→ AIM OF THE TASK: Reproduce the listing word for word, leaving every picture behind.
**** DATASET EXCERPT
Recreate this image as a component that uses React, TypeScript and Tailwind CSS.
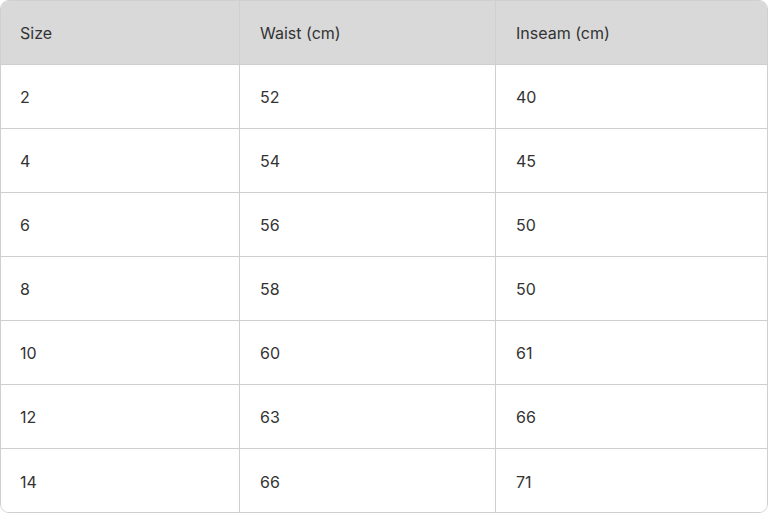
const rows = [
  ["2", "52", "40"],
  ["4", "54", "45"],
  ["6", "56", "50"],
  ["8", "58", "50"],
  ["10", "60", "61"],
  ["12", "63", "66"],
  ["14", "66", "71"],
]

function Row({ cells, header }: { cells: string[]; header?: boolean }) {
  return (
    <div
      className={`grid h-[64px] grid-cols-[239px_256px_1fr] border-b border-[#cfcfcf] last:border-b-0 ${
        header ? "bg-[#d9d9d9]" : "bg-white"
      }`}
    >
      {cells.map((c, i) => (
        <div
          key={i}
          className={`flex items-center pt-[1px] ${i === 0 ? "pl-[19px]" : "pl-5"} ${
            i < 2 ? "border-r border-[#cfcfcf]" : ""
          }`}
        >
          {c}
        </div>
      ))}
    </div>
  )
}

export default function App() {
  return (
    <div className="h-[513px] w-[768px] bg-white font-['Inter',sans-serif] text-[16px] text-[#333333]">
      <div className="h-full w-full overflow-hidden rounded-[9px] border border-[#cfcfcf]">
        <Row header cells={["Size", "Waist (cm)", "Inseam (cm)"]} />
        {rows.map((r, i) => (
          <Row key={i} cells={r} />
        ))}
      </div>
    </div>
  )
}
********
→ RESULT OF THE EXERCISE:
Recreate this image as a component that uses React, TypeScript and Tailwind CSS.
const rows = [
  ["2", "52", "40"],
  ["4", "54", "45"],
  ["6", "56", "50"],
  ["8", "58", "50"],
  ["10", "60", "61"],
  ["12", "63", "66"],
  ["14", "66", "71"],
]

function Row({ cells, header }: { cells: string[]; header?: boolean }) {
  return (
    <div
      className={`grid h-[64px] grid-cols-[239px_256px_1fr] border-b border-[#cfcfcf] last:border-b-0 ${
        header ? "bg-[#d9d9d9]" : "bg-white"
      }`}
    >
      {cells.map((c, i) => (
        <div
          key={i}
          className={`flex items-center pt-[1px] ${i === 0 ? "pl-[19px]" : "pl-5"} ${
            i < 2 ? "border-r border-[#cfcfcf]" : ""
          }`}
        >
          {c}
        </div>
      ))}
    </div>
  )
}

export default function App() {
  return (
    <div className="h-[513px] w-[768px] bg-white font-['Inter',sans-serif] text-[16px] text-[#333333]">
      <div className="h-full w-full overflow-hidden rounded-[9px] border border-[#cfcfcf]">
        <Row header cells={["Size", "Waist (cm)", "Inseam (cm)"]} />
        {rows.map((r, i) => (
          <Row key={i} cells={r} />
        ))}
      </div>
    </div>
  )
}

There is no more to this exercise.